Some might say that your vision is coming true – that the settler riot and arson attack on the Palestinian town of Hawara in February wasn’t a one-off event.
“Definitely. In my scenario, the new myth takes over by force. When you think about it, Ben-Gvir basically came from the fringes of the law – the army wouldn’t draft him, and now all of a sudden he’s a minister in the Israeli government, part of the mainstream. Some might say that what’s happening now is worse than my scenario because the mainstream has been taken over by the messianic stream.
“It’s very hard to fight extremists who are motivated by such a strong ideology…. They’re very devout and have no doubts. These are the people who brought about the destruction of the Temple, the zealots who refused to heed the warnings. Today they’re playing on the political field and exploiting legal means to achieve their goals. I believe they could break the law. They did in the past.” Do you find yourself wondering what could happen here in the next 25 years?
“I’ve been asked about 2048. A lot of people foresee disaster, the destruction of the Third Temple.
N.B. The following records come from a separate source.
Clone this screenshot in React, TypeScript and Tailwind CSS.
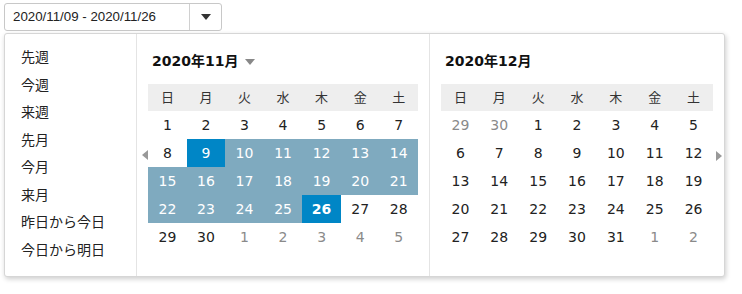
import React from "react"

// ── Data ───────────────────────────────────────────────────────────────────
const WEEK = ["日", "月", "火", "水", "木", "金", "土"]
const PRESETS = ["先週", "今週", "来週", "先月", "今月", "来月", "昨日から今日", "今日から明日"]

interface Day {
  n: number
  muted?: boolean
  state?: "start" | "end" | "range"
}

function buildMonth(first: number, days: number, prevDays: number, range?: [number, number]): Day[] {
  const out: Day[] = []
  for (let i = first - 1; i >= 0; i--) out.push({ n: prevDays - i, muted: true })
  for (let d = 1; d <= days; d++) {
    let state: Day["state"]
    if (range) {
      if (d === range[0]) state = "start"
      else if (d === range[1]) state = "end"
      else if (d > range[0] && d < range[1]) state = "range"
    }
    out.push({ n: d, state })
  }
  let next = 1
  while (out.length < 35) out.push({ n: next++, muted: true })
  return out
}

const NOV = buildMonth(0, 30, 31, [9, 26])
const DEC = buildMonth(2, 31, 30)

const FONT = "font-['DejaVu_Sans','Noto_Sans_CJK_JP',sans-serif]"

function Tri({ className = "" }: { className?: string }) {
  return (
    <svg width="10" height="6" viewBox="0 0 10 6" className={className}>
      <path d="M0 0 L10 0 L5 6 Z" fill="currentColor" />
    </svg>
  )
}

function Month({ title, days, caret }: { title: string; days: Day[]; caret?: boolean }) {
  return (
    <div className="w-[294px] px-[11px]">
      <div className="h-[50px] pl-1 pt-[17px] flex items-start gap-[6px]">
        <span className="text-[14px] font-bold text-[#111] leading-[20px]">{title}</span>
        {caret && <Tri className="text-[#888] mt-[8px]" />}
      </div>
      <div className="grid grid-cols-7 bg-[#eeeeee] h-[27px] text-[13px] text-[#333]">
        {WEEK.map((w) => (
          <div key={w} className="flex items-center justify-center">{w}</div>
        ))}
      </div>
      <div className="grid grid-cols-7 text-[14px]">
        {days.map((d, i) => {
          let cls = "text-[#222]"
          if (d.muted) cls = "text-[#8a8a8a]"
          if (d.state === "range") cls = "bg-[#7faabf] text-white"
          if (d.state === "start") cls = "bg-[#0086c6] text-white"
          if (d.state === "end") cls = "bg-[#0086c6] text-white font-bold"
          return (
            <div key={i} className={`h-[28px] flex items-center justify-center ${cls}`}>{d.n}</div>
          )
        })}
      </div>
    </div>
  )
}

export default function App() {
  return (
    <div className={`w-[742px] h-[294px] bg-white pl-1 pt-[3px] ${FONT}`}>
      {/* Input */}
      <div className="flex w-[218px] h-[28px] border border-[#c8c8c8] rounded-[3px] bg-white">
        <div className="flex-1 flex items-center pl-[8px] text-[13.3px] text-[#222] font-['Liberation_Sans',sans-serif]">
          2020/11/09 - 2020/11/26
        </div>
        <div className="w-[32px] border-l border-[#d0d0d0] flex items-center justify-center text-[#333]">
          <Tri />
        </div>
      </div>

      {/* Popup */}
      <div className="relative mt-[2px] w-[721px] h-[244px] flex bg-white border border-[#d6d6d6] rounded-[3px] shadow-[1px_2px_5px_rgba(0,0,0,0.2)]">
        <div className="w-[133px] border-r border-[#e4e4e4] pt-[10px] pl-[16px]">
          {PRESETS.map((p) => (
            <div key={p} className="h-[27.5px] flex items-center text-[14px] text-[#222]">{p}</div>
          ))}
        </div>
        <Month title="2020年11月" days={NOV} caret />
        <div className="border-l border-[#e4e4e4]">
          <Month title="2020年12月" days={DEC} />
        </div>

        <svg width="6" height="10" viewBox="0 0 6 10" className="absolute left-[137px] top-[116px] text-[#999]">
          <path d="M6 0 L6 10 L0 5 Z" fill="currentColor" />
        </svg>
        <svg width="6" height="10" viewBox="0 0 6 10" className="absolute left-[711px] top-[117px] text-[#999]">
          <path d="M0 0 L0 10 L6 5 Z" fill="currentColor" />
        </svg>
      </div>
    </div>
  )
}
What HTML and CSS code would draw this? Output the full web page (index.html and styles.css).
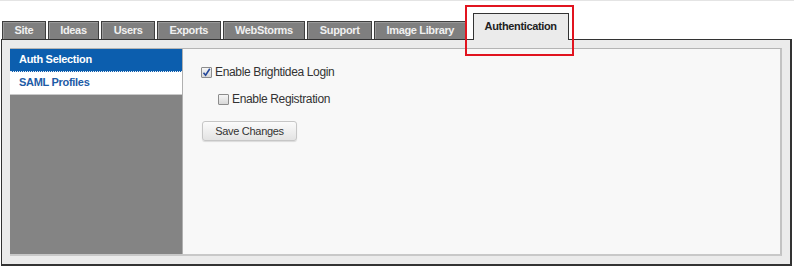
FILE: index.html
```html
<!DOCTYPE html>
<html lang="en">
<head>
    <meta charset="UTF-8">
    <title>Admin - Authentication</title>
    <link rel="stylesheet" href="styles.css">
</head>
<body>
    <div class="top-line"></div>

    <div class="header">
        <ul class="tabs">
            <li class="tab">Site</li>
            <li class="tab">Ideas</li>
            <li class="tab">Users</li>
            <li class="tab">Exports</li>
            <li class="tab">WebStorms</li>
            <li class="tab">Support</li>
            <li class="tab">Image Library</li>
            <li class="tab active">Authentication</li>
        </ul>
        <div class="highlight"></div>
    </div>

    <div class="panel">
        <div class="panel-inner">
            <ul class="side-menu">
                <li class="side-item selected">Auth Selection</li>
                <li class="side-item">SAML Profiles</li>
            </ul>
            <div class="content">
                <label class="option">
                    <span class="check checked">
                        <svg width="9" height="9" viewBox="0 0 9 9"><path d="M1.5 4.8 L3.6 7.2 L7.8 0.8" fill="none" stroke="#24479a" stroke-width="1.6"/></svg>
                    </span>
                    Enable Brightidea Login
                </label>
                <label class="option sub">
                    <span class="check"></span>
                    Enable Registration
                </label>
                <button class="save-btn">Save Changes</button>
            </div>
        </div>
    </div>
</body>
</html>
```

FILE: styles.css
```css
body {
    margin: 0;
    padding: 0;
    background: #fff;
    font-family: "Liberation Sans", Arial, sans-serif;
    color: #333;
}

.top-line {
    height: 1px;
    background: #e4e4e4;
}

.header {
    position: relative;
    margin-top: 12px;
}

.tabs {
    list-style: none;
    margin: 0;
    padding: 0 0 0 2px;
    display: flex;
    align-items: flex-end;
}

.tab {
    box-sizing: border-box;
    height: 18px;
    line-height: 17px;
    padding: 0 11.5px;
    margin-right: 2px;
    background: #7f7f7f;
    color: #f0f0f0;
    border: 1px solid #3e3e3e;
    border-bottom: none;
    box-shadow: inset 1px 1px 0 #9a9a9a;
    font-size: 11px;
    font-weight: bold;
    letter-spacing: -0.35px;
}

.tab.active {
    height: 27px;
    line-height: 25px;
    margin-left: 4px;
    margin-bottom: -1px;
    padding: 0 11px;
    position: relative;
    z-index: 1;
    background: #ebebeb;
    color: #222;
    border-color: #333;
    box-shadow: none;
}

.highlight {
    position: absolute;
    left: 465px;
    top: -8px;
    width: 105px;
    height: 47px;
    border: 2px solid #e1141f;
    z-index: 2;
}

.panel {
    box-sizing: border-box;
    margin-left: 1px;
    width: 791px;
    background: #ebebeb;
    border: 1px solid #333;
    border-right-width: 2px;
    border-bottom-width: 2px;
    padding: 8px;
}

.panel-inner {
    display: flex;
    height: 205px;
    border-top: 1px solid #b4b4b4;
    border-right: 2px solid #c2c2c2;
    border-bottom: 2px solid #c8c8c8;
}

.side-menu {
    list-style: none;
    margin: 0;
    padding: 0;
    width: 172px;
    background: #848484;
    border-right: 1px solid #b0b0b0;
}

.side-item {
    height: 22px;
    line-height: 21px;
    padding-left: 9px;
    background: #fff;
    color: #1d5ba6;
    font-size: 11px;
    font-weight: bold;
    letter-spacing: -0.3px;
    border-bottom: 1px solid #c9c9c9;
}

.side-item.selected {
    background: #0c5eae;
    color: #fff;
    border-bottom: 1px dotted #e8eef6;
}

.content {
    flex: 1;
    background: #f8f8f8;
    padding: 16px 0 0 18px;
}

.option {
    display: flex;
    align-items: center;
    gap: 3px;
    height: 14px;
    font-size: 12px;
    letter-spacing: -0.35px;
    color: #333;
}

.option.sub {
    margin-top: 13px;
    padding-left: 17px;
}

.check {
    box-sizing: border-box;
    width: 11px;
    height: 11px;
    border: 1px solid #8c8c8c;
    border-radius: 1px;
    background: linear-gradient(#f6f6f6, #d8d8d8);
    display: flex;
    align-items: center;
    justify-content: center;
}

.save-btn {
    display: block;
    margin-top: 15px;
    margin-left: 1px;
    width: 95px;
    height: 20px;
    padding: 0;
    border: 1px solid #c6c6c6;
    border-radius: 3px;
    background: linear-gradient(#fbfbfb, #e3e3e3);
    box-shadow: 0 1px 1px rgba(0, 0, 0, 0.12);
    font-family: "Liberation Sans", Arial, sans-serif;
    font-size: 11px;
    letter-spacing: -0.3px;
    color: #333;
}
```
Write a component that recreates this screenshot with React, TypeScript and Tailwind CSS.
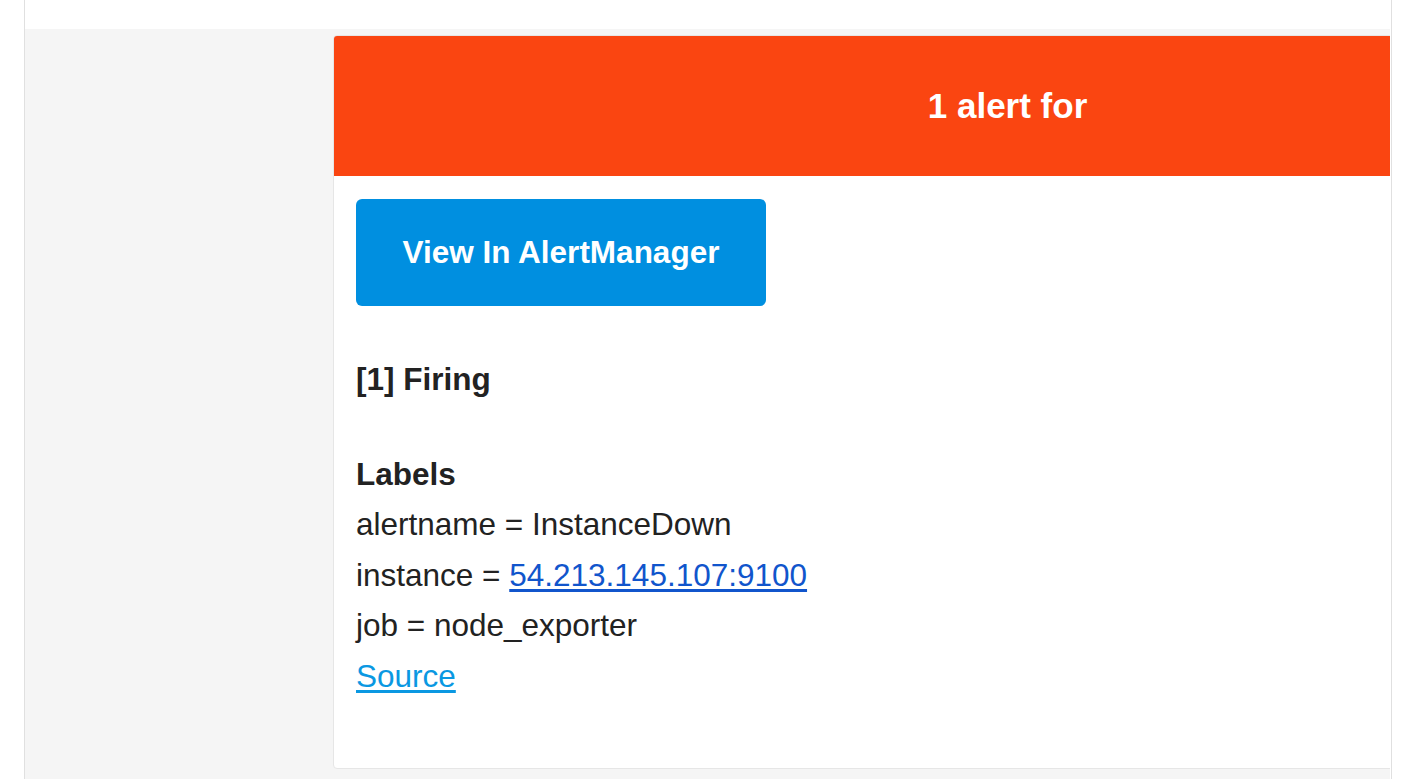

I think that a state can survive for a long time as a bunker state like North Korea or Russia. The inhabitants of this state won’t have a good quality of life.
“Another possibility is that relations with more countries will thaw, a sane center will take steps, and there will be a peace agreement or some sort of solution with the Palestinians. That would be a better country to live in. The sane center has the capacity to stop the extremists. The problem is that the current debate doesn’t support things going in this direction too much.”
So you’re not optimistic?
“I’m not very optimistic because of the demographics that are going in the opposite direction from the sane center. The people in the liberal camp realize that even if they become a minority they’ll continue to serve in the army, pay taxes, and carry the burden – but there’s a limit to what they’ll take on.”